Giovedì 26 giugno, AstiTeatro 47 entra nel cuore dei suoi contenuti più intensi. Due spettacoli, "Fragileresistente" e "Stabat Mater", tracciano un doppio binario che attraversa la crisi contemporanea e quella storica, l’impotenza e la rabbia, il dolore mentale e quello sociale. Due performance diverse per stile e ambientazione, ma profondamente connesse nel loro tentativo di dare voce all’umanità marginale, quella che lotta ogni giorno per restare in piedi.
"Fragileresistente": la tenerezza inquieta di una generazione ferita
Si comincia alle 19.30 al Diavolo Rosso, con la prima regionale di Fragileresistente, scritto, diretto e interpretato da Silvia Pallotti e Tommaso Russi. Lo spettacolo è una produzione Turno di Notte / Smart Soc Coop, in coproduzione con Linguaggicreativi, e ha già fatto parlare di sé nelle selezioni di Strabismi 2023, Demo Inventaria e come finalista a Theatrical Mass.

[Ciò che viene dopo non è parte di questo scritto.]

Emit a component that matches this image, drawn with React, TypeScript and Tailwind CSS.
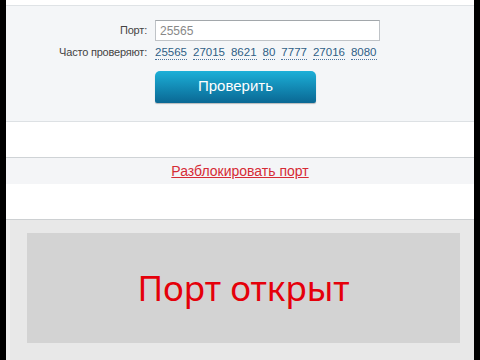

Fragileresistente è uno specchio in cui tanti — forse troppi — potranno riconoscersi. Parla della fatica di immaginare un futuro, della stanchezza che permea ogni gesto quotidiano, del senso di impotenza che ci tiene fermi, inchiodati alla paura. Ma non è solo un racconto generazionale: è anche un dialogo tra un padre e un figlio, una relazione che si frantuma e si cerca in un mondo che non offre appigli. Un tuffo da uno scoglio diventa la metafora perfetta: un salto nel vuoto che è insieme gesto estremo e speranza fragile. Pallotti e Russi usano un linguaggio diretto, tagliente, emotivo: lo spettatore si ritrova coinvolto in un confronto che fa male, ma che alla fine restituisce la possibilità di agire, di resistere.
"Stabat Mater": l’urlo antico e modernissimo di una madre esclusa
Alle 21.30 al Teatro Alfieri, le luci si abbassano su uno dei testi più duri e struggenti del teatro contemporaneo italiano. Stabat Mater, firmato da Antonio Tarantino, prende vita nella prima regionale grazie all’interpretazione intensa di Fabrizia Sacchi, diretta da Luca Guadagnino e Stella Savino, per Argot Studio / Infinito Teatro.
Siamo nella Torino dei primi anni ‘90, ma potrebbe essere oggi. Maria Croce, madre del sud trapiantata al nord, è una donna sola, una madre respinta, una vittima senza più spazio nel mondo. Parla in napoletano, bestemmia, supplica, si dimena in un monologo viscerale, impastato di dolore, sarcasmo e poesia. Giuvà, il figlio perduto, è la sua ossessione e il suo unico interlocutore in un mondo che l’ha espulsa. Sacchi dà corpo e voce a un personaggio che sembra scaturito dalle viscere, capace di commuovere e disturbare, di invocare pietà e provocare rabbia. Il testo di Tarantino è un capolavoro di teatro civile e poetico, e Guadagnino gli restituisce tutta la sua potenza cruda e sacra.
Due storie che arrivano da direzioni diverse e che si incontrano nel dolore condiviso e nella forza segreta della fragilità.